NEWS ANALYSIS: Over the past 40 years, Ethernet—a standard that a bunch of tinkerers at Xerox PARC created to run a printer—continues to deliver as it grows bigger and faster.
"So, are you still over at eWEEK,
causing trouble?" Bob Metcalfe was chuckling as he shook my hand at the reception before the two days of sessions heralding the 40th anniversary of Ethernet at the Computer History Museum
in Mountain View, Calif.
I'd been covering Ethernet since around 1980, when 3Com, a company Metcalfe helped start after he'd co-invented Ethernet, shipped its first products. I still remembered looking at the first Ethernet equipment, which in those days consisted of cables the size of a garden hose, connectors that clamped on to that cable to pierce its insulation and separate transceivers.

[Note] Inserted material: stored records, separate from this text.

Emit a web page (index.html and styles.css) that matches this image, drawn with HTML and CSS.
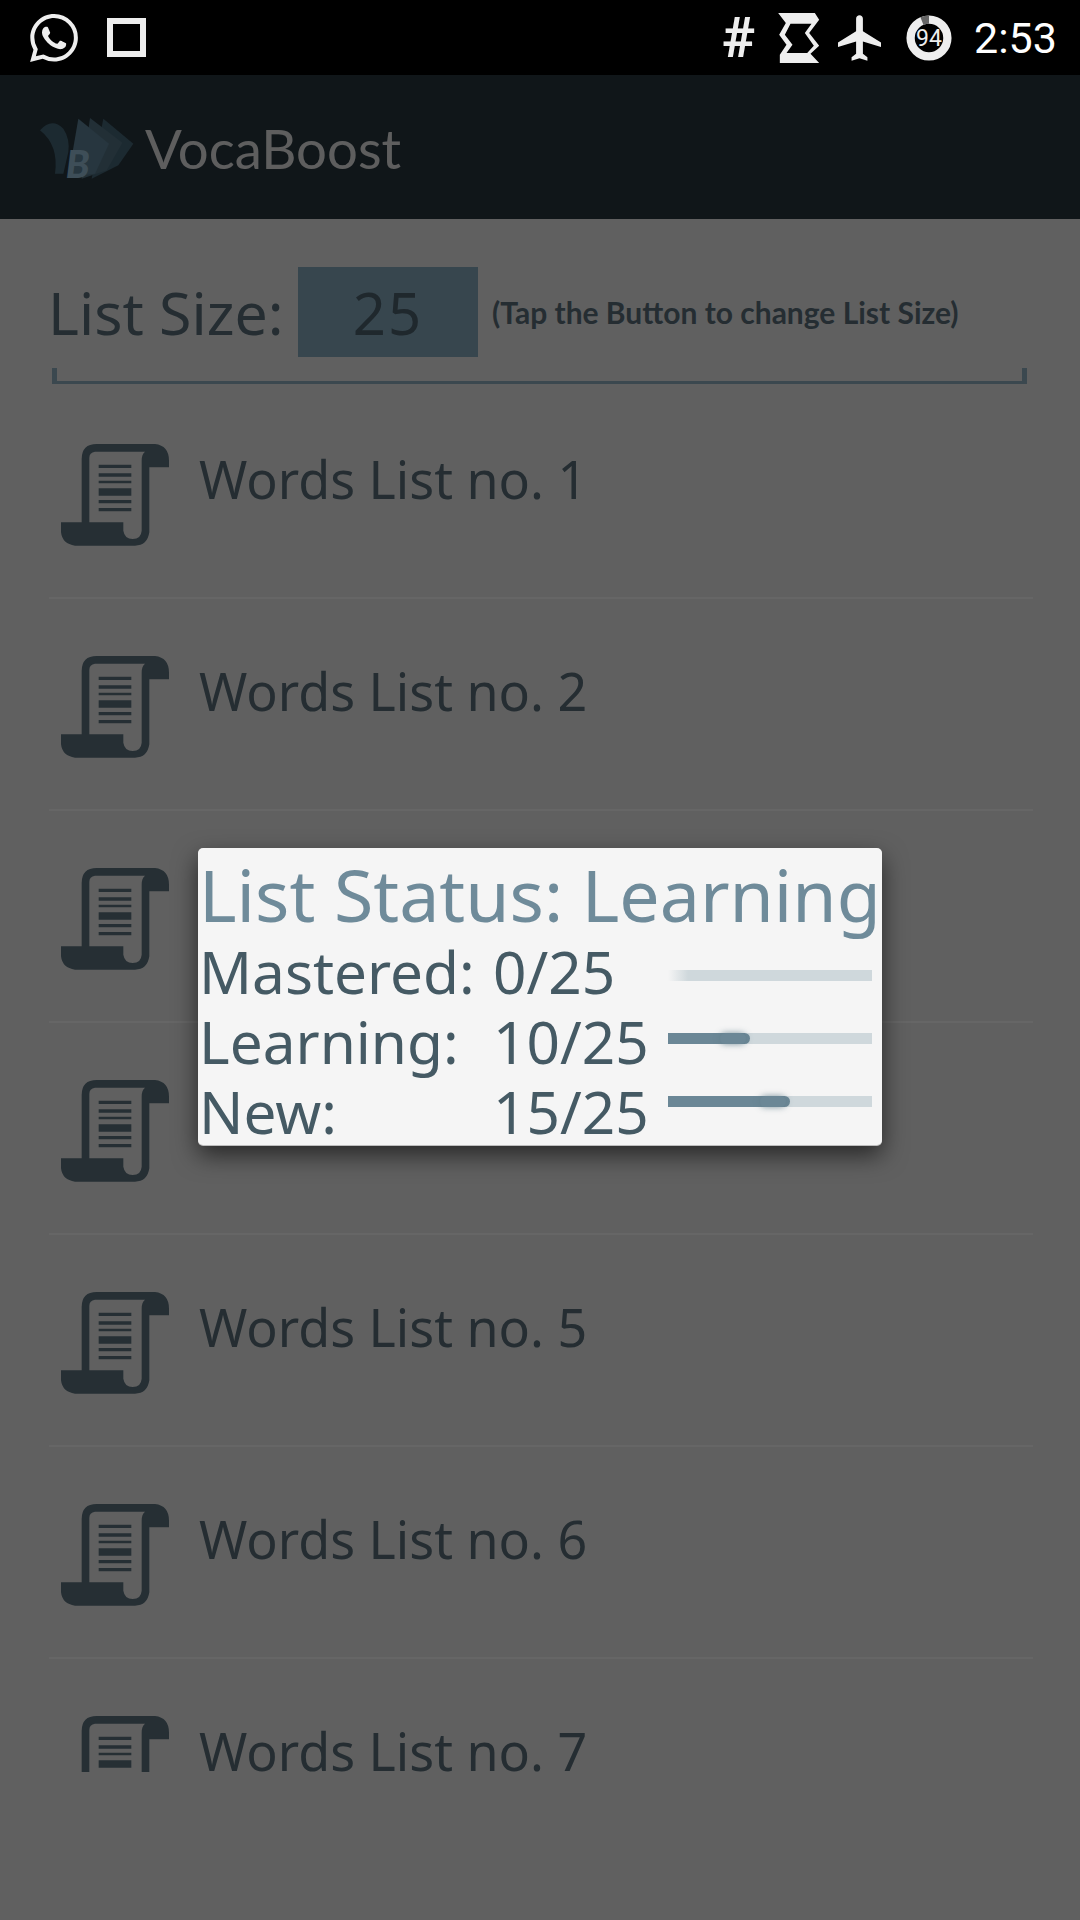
FILE: index.html
```html
<!DOCTYPE html>
<html lang="en">
<head>
    <meta charset="UTF-8">
    <meta name="viewport" content="width=device-width, initial-scale=1.0">
    <title>VocaBoost</title>
    <link rel="stylesheet" href="styles.css">
</head>
<body>
    <svg class="defs" width="0" height="0">
        <symbol id="scroll" viewBox="90 578 330 310">
            <path fill-rule="evenodd" d="M155 815V625Q155 580 200 580H375Q417 585 417 630V650H358V845Q352 885 315 885H135Q97 880 93 845V815ZM178 815H280V840Q284 865 308 865Q333 865 335 840V630Q335 610 345 603H195Q178 605 178 622Z"/>
            <path d="M206 642h98v10h-98zM206 668h98v10h-98zM206 690h98v8h-98zM206 713h98v22h-98zM206 748h98v10h-98zM206 772h98v10h-98z"/>
        </symbol>
    </svg>

    <div class="status-bar">
        <svg class="ic-whatsapp" viewBox="0 0 24 24"><path d="M17.472 14.382c-.297-.149-1.758-.867-2.03-.967-.273-.099-.471-.148-.67.15-.197.297-.767.966-.94 1.164-.173.199-.347.223-.644.075-.297-.15-1.255-.463-2.39-1.475-.883-.788-1.48-1.761-1.653-2.059-.173-.297-.018-.458.13-.606.134-.133.298-.347.446-.52.149-.174.198-.298.298-.497.099-.198.05-.371-.025-.52-.075-.149-.669-1.612-.916-2.207-.242-.579-.487-.5-.669-.51-.173-.008-.371-.01-.57-.01-.198 0-.52.074-.792.372-.272.297-1.04 1.016-1.04 2.479 0 1.462 1.065 2.875 1.213 3.074.149.198 2.096 3.2 5.077 4.487.709.306 1.262.489 1.694.625.712.227 1.36.195 1.871.118.571-.085 1.758-.719 2.006-1.413.248-.694.248-1.289.173-1.413-.074-.124-.272-.198-.57-.347m-5.421 7.403h-.004a9.87 9.87 0 01-5.031-1.378l-.361-.214-3.741.982.998-3.648-.235-.374a9.86 9.86 0 01-1.51-5.26c.001-5.45 4.436-9.884 9.888-9.884 2.64 0 5.122 1.03 6.988 2.898a9.825 9.825 0 012.893 6.994c-.003 5.45-4.437 9.884-9.885 9.884m8.413-18.297A11.815 11.815 0 0012.05 0C5.495 0 .16 5.335.157 11.892c0 2.096.547 4.142 1.588 5.945L.057 24l6.305-1.654a11.882 11.882 0 005.683 1.448h.005c6.554 0 11.89-5.335 11.893-11.893a11.821 11.821 0 00-3.48-8.413z"/></svg>
        <div class="ic-square"></div>
        <div class="status-right">
            <span class="ic-hash">#</span>
            <svg class="ic-sync" viewBox="25 20 125 150"><path fill-rule="evenodd" d="M25 20H135L148 40L118 80L148 118L122 142L148 170H30V145L50 115L28 85L48 50ZM62 52L45 85L68 115L50 140H112L132 118L105 80L125 52Z"/></svg>
            <svg class="ic-plane" viewBox="2 2 19 20"><path d="M21 16v-2l-8-5V3.5c0-.83-.67-1.5-1.5-1.5S10 2.67 10 3.5V9l-8 5v2l8-2.5V19l-2 1.5V22l3.5-1 3.5 1v-1.5L13 19v-5.5l8 2.5z"/></svg>
            <svg class="ic-battery" viewBox="0 0 46 46">
                <circle cx="23" cy="23" r="18.4" fill="none" stroke="#eee" stroke-width="8.3"/>
                <path d="M23 .5V8.8A14.2 14.2 0 0 0 17.5 9.9L14.4 2.2A22.5 22.5 0 0 1 23 .5Z" fill="#666"/>
                <text x="23" y="31" text-anchor="middle">94</text>
            </svg>
            <span class="clock">2:53</span>
        </div>
    </div>

    <div class="screen">
        <header class="app-bar">
            <svg class="logo" viewBox="15 25 285 195">
                <path d="M15 65Q50 25 85 60Q105 90 100 130L85 195H60Q72 110 15 65Z" fill="#48697a"/>
                <path d="M205 30L295 105L250 170L170 210Z" fill="#48697a"/>
                <path d="M165 28L262 102L215 185L140 210Z" fill="#557688"/>
                <path d="M130 30L222 105L180 195L100 205Z" fill="#61879d"/>
                <text x="92" y="208" class="logo-b">B</text>
            </svg>
            <span class="app-title">VocaBoost</span>
        </header>

        <div class="size-row">
            <span class="size-label">List Size:</span>
            <button class="size-btn">25</button>
            <span class="size-hint">(Tap the Button to change List Size)</span>
        </div>
        <div class="bracket"></div>

        <div class="word-lists">
            <div class="list-row"><svg class="scroll"><use href="#scroll"/></svg><span>Words List no. 1</span></div>
            <div class="list-row"><svg class="scroll"><use href="#scroll"/></svg><span>Words List no. 2</span></div>
            <div class="list-row"><svg class="scroll"><use href="#scroll"/></svg><span>Words List no. 3</span></div>
            <div class="list-row"><svg class="scroll"><use href="#scroll"/></svg><span>Words List no. 4</span></div>
            <div class="list-row"><svg class="scroll"><use href="#scroll"/></svg><span>Words List no. 5</span></div>
            <div class="list-row"><svg class="scroll"><use href="#scroll"/></svg><span>Words List no. 6</span></div>
            <div class="list-row"><svg class="scroll"><use href="#scroll"/></svg><span>Words List no. 7</span></div>
        </div>

        <div class="scrim"></div>

        <div class="status-dialog">
            <h2>List Status: Learning</h2>
            <div class="stat-body">
                <div class="stat-text">
                    <div class="stat-row"><span class="stat-name">Mastered:</span><span>0/25</span></div>
                    <div class="stat-row"><span class="stat-name">Learning:</span><span>10/25</span></div>
                    <div class="stat-row"><span class="stat-name">New:</span><span>15/25</span></div>
                </div>
                <div class="stat-bars">
                    <div class="bar"><div class="bar-fill empty"></div></div>
                    <div class="bar"><div class="bar-fill" style="width: 40%"></div></div>
                    <div class="bar"><div class="bar-fill" style="width: 60%"></div></div>
                </div>
            </div>
        </div>
    </div>
</body>
</html>
```

FILE: styles.css
```css
* {
    box-sizing: border-box;
}
html, body {
    margin: 0;
    height: 100%;
}
body {
    width: 1080px;
    height: 1920px;
    overflow: hidden;
    background: #000;
    font-family: "Noto Sans", sans-serif;
}
.defs {
    position: absolute;
}

/* status bar */
.status-bar {
    height: 75px;
    background: #000;
    display: flex;
    align-items: center;
    padding: 0 25px 0 30px;
    color: #eee;
    fill: #eee;
}
.ic-whatsapp {
    width: 48px;
    height: 48px;
    margin-top: 1px;
}
.ic-square {
    width: 39px;
    height: 39px;
    margin-left: 29px;
    border: 6px solid #eee;
}
.status-right {
    margin-left: auto;
    display: flex;
    align-items: center;
}
.ic-hash {
    width: 32px;
    font: bold 56px "Roboto", sans-serif;
    text-align: center;
}
.ic-sync {
    width: 42px;
    height: 50px;
    margin-left: 24px;
}
.ic-plane {
    width: 43px;
    height: 46px;
    margin-left: 18px;
}
.ic-battery {
    width: 46px;
    height: 46px;
    margin-left: 25px;
}
.ic-battery text {
    font: 23px "Roboto", sans-serif;
    fill: #eee;
}
.clock {
    width: 81px;
    margin-left: 22px;
    font: 43px "Roboto", sans-serif;
    white-space: nowrap;
    color: #fff;
}

/* screen under the scrim */
.screen {
    position: relative;
    height: 1845px;
    background: #f0f0f0;
}
.scrim {
    position: absolute;
    top: 0;
    left: 0;
    right: 0;
    bottom: 0;
    background: rgba(0, 0, 0, 0.6);
}
.app-bar {
    height: 144px;
    background: #283840;
    display: flex;
    align-items: center;
    padding-left: 40px;
}
.logo {
    width: 95px;
    height: 65px;
    margin-top: 4px;
    overflow: visible;
}
.logo-b {
    font: italic 900 116px "Lato", sans-serif;
    fill: #9cc4dc;
}
.app-title {
    margin: 2px 0 0 10px;
    font: 54.5px "Lato", sans-serif;
    color: #ececec;
}
.size-row {
    height: 154px;
    padding: 48px 0 0 48px;
    display: flex;
    align-items: flex-start;
    color: #5c727e;
}
.size-label {
    width: 250px;
    font-size: 59px;
    line-height: 90px;
}
.size-btn {
    width: 180px;
    height: 90px;
    padding: 0;
    border: none;
    background: #8ab0c4;
    color: #4f6471;
    font: 58px "Noto Sans", sans-serif;
    letter-spacing: 2px;
}
.size-hint {
    margin-left: 14px;
    font: bold 30px/90px "Lato", sans-serif;
}
.bracket {
    height: 16px;
    margin: -5px 53px 0 52px;
    border: solid #95b5c6;
    border-width: 0 5px 3px 5px;
}
.word-lists {
    height: 1385px;
    margin: 3px 47px 0 49px;
    overflow: hidden;
}
.list-row {
    height: 212px;
    display: flex;
    align-items: center;
    padding: 6px 0 0 11px;
    border-bottom: 2px solid #fff;
    font-size: 52px;
    color: #5c727e;
}
.list-row span {
    margin-bottom: 33px;
}
.scroll {
    width: 110px;
    height: 104px;
    margin-right: 29px;
    fill: #5f7683;
}

/* dialog over the scrim */
.status-dialog {
    position: absolute;
    top: 773px;
    left: 198px;
    width: 684px;
    height: 297px;
    padding: 0 2px 0 1px;
    background: #f5f5f5;
    border-radius: 5px;
    box-shadow: 0 1px 0 #bdbdbd, 0 10px 24px rgba(0, 0, 0, 0.6);
}
.status-dialog h2 {
    margin: 0;
    height: 88px;
    padding-top: 2px;
    font-size: 71.7px;
    font-weight: 400;
    line-height: 88px;
    white-space: nowrap;
    color: #6f8b9a;
}
.stat-body {
    display: flex;
}
.stat-text {
    width: 469px;
    font-size: 58.5px;
    color: #455a64;
}
.stat-row {
    height: 70px;
    line-height: 70px;
    display: flex;
}
.stat-name {
    width: 294px;
}
.stat-bars {
    width: 204px;
    padding-top: 34px;
    display: flex;
    flex-direction: column;
    gap: 52px;
}
.bar {
    height: 11px;
    background: #cfd8dc;
}
.bar-fill {
    position: relative;
    height: 100%;
    background: #6b8796;
    border-radius: 0 6px 6px 0;
}
.bar-fill::after {
    content: "";
    position: absolute;
    top: 0;
    right: 4px;
    width: 26px;
    height: 100%;
    border-radius: 6px;
    box-shadow: 0 0 6px rgba(96, 125, 139, 0.8);
}
.bar-fill.empty {
    width: 20px;
    background: linear-gradient(90deg, #f5f5f5, #cfd8dc);
    border-radius: 0;
}
.bar-fill.empty::after {
    display: none;
}
```
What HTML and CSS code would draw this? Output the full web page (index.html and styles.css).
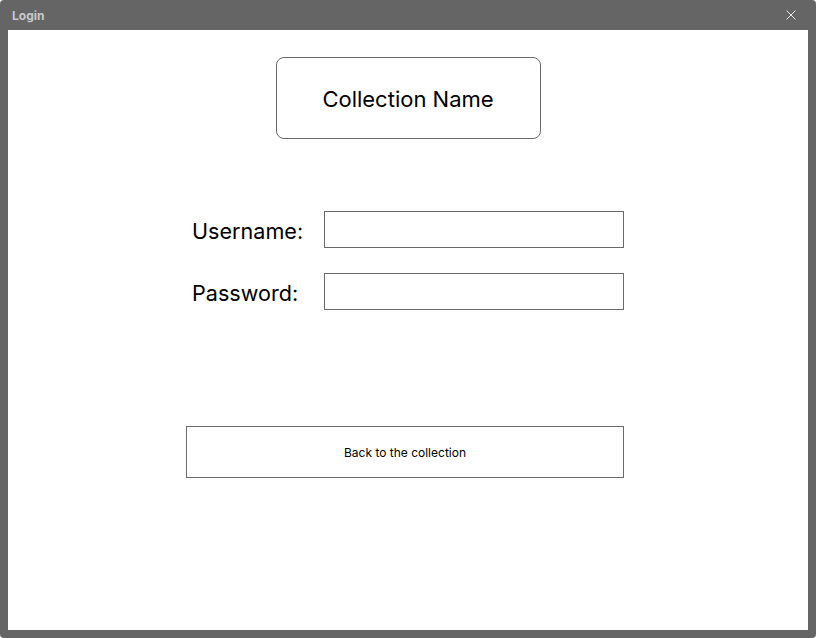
FILE: index.html
```html
<!DOCTYPE html>
<html>
<head>
<meta charset="utf-8">
<link rel="stylesheet" href="styles.css">
</head>
<body>
<div class="window">
  <div class="titlebar">
    <span class="title">Login</span>
    <svg class="close" width="10" height="10" viewBox="0 0 10 10"><path d="M0.5 0.5L9.5 9.5M9.5 0.5L0.5 9.5" stroke="#e6e6e6" stroke-width="1" fill="none"/></svg>
  </div>
  <div class="content">
    <div class="collection">Collection Name</div>
    <div class="form">
      <div class="row"><label class="label">Username:</label><div class="input"></div></div>
      <div class="row"><label class="label">Password:</label><div class="input"></div></div>
    </div>
    <div class="back">Back to the collection</div>
  </div>
</div>
</body>
</html>
```
FILE: styles.css
```css
html, body { margin: 0; padding: 0; }
body { background: #fff; font-family: Inter, "Liberation Sans", Arial, sans-serif; }
.window {
  width: 816px; height: 638px; box-sizing: border-box;
  background: #656565; border-radius: 4px;
  display: flex; flex-direction: column;
  padding: 0 8px 8px 8px;
}
.titlebar {
  height: 30px; display: flex; align-items: center; justify-content: space-between;
  padding: 0 12px 0 4px;
}
.title { color: #c8c8c8; font-weight: bold; font-size: 12px; margin-top: 0; }
.close { margin-top: -1px; }
.content {
  flex: 1; background: #fff; display: flex; flex-direction: column; align-items: center;
  padding-top: 27px;
}
.collection {
  width: 265px; height: 82px; box-sizing: border-box;
  border: 1px solid #6a6a6a; border-radius: 8px;
  display: flex; align-items: center; justify-content: center;
  font-size: 22px; color: #000; padding-top: 1px;
}
.form { margin-top: 72px; display: flex; flex-direction: column; gap: 25px; width: 432px; }
.row { display: flex; align-items: center; }
.label { width: 132px; font-size: 21.6px; color: #000; padding-top: 2px; }
.input { width: 300px; height: 37px; box-sizing: border-box; border: 1px solid #6a6a6a; }
.back {
  margin-top: 116px; margin-left: -6px;
  width: 438px; height: 52px; box-sizing: border-box;
  border: 1px solid #6a6a6a; display: flex; align-items: center; justify-content: center;
  font-size: 12px; color: #000; padding-top: 1px;
}
```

Shortly after that, I wrote my first article about Ethernet and perhaps it caused trouble, but I don't know about that. I do know that nobody knew in those days that Ethernet would achieve the level of dominance it has today. Certainly nobody knew that it would grow from moving data at what now seems like a leisurely 10M bps to data rates that now are about to move at 40 times that rate.
But the real strength of Ethernet isn't what's been. It's what this networking protocol is about to become. These days, Ethernet, which was once characterized by its unique ability to sense when the shared network is in use and allow that use to continue before another station tried to use it, has changed. No longer does Ethernet depend on sensing a carrier and looking for data collisions. Now, with switched Ethernet, data is moving faster than ever and the need for those old ideas is gone forever.
But the real basics of Ethernet still remain. According to inventor Bill Hawe, who helped develop Ethernet when he was at Digital Equipment Corp., the things that made Ethernet a successful networking technology are the structure of the Ethernet packet frame
and the addressing scheme. Ethernet's 48-bit absolute address, which gives each Ethernet device a unique identifier, was designed to provide enough addresses to last forever.
Of course, forever is a long time and with that time, Ethernet must also change. Because of Ethernet's success, this protocol is now on more than 90 percent of all networked devices globally, according to a recent study by Intel. That percentage will grow as the "Internet of things" allows a huge number of additional devices to communicate with each other and with us.
Because of this and because of the expanding traffic volumes that Ethernet must carry, the available bandwidth must change. Even while the standards committees are debating the 400M-bps standard for Ethernet, Metcalfe noted that it's time to start thinking about terabit Ethernet. Terabit Ethernet? Is that even possible?
I discussed the terabit networks in our future with eWEEK
's Chris Preimesberger, who was also at the event, and we decided that not only are they in our future, they're probably not that far away. Considering the rate of innovation that Ethernet seems to spawn, we think Terabit Ethernet will appear in 10 years or less, perhaps much less, depending on the speed of the standards committee, not the network itself.
But the growing need for Ethernet bandwidth is about more than just speed. As each device enters into communication with another device, the bandwidth demand increases. Just as the demand on a municipal water system grows as new homes and businesses are built in a community, so the demand for data grows. While each device doesn't by itself create a need for huge quantities of data, the sheer number of them adds up. It's already at a point where one has to ask what the next step beyond Terabit Ethernet might be.
And those devices also demand something else—an address. Intel's Radia Perlman, inventor of Spanning Tree, noted that the 48-bit address that was once thought to be enough to last forever may now be in danger. So what's next beyond that? Perhaps we'll start to see addresses that are defined by a 64-bit number.
Right now, the 48-bit address system isn't in immediate danger. But Perlman said that more than a third of those possible addresses have already been exhausted. Is the next step to combine Terabit Ethernet with a 64-bit addressing system? Perhaps it is, but one way or another, these changes must take place.
But the good thing about Ethernet is that the basic design of the network does not need to change. The packet structure is independent of the addressing, and if the addressing must change, it does not need to change on all networks. What must change is the core switches that handle the backbones of Ethernet must change to allow those addresses and higher speeds. Doing both at the same time will save trouble and cost. But either way, there's a terabit network with a lot more space in your future.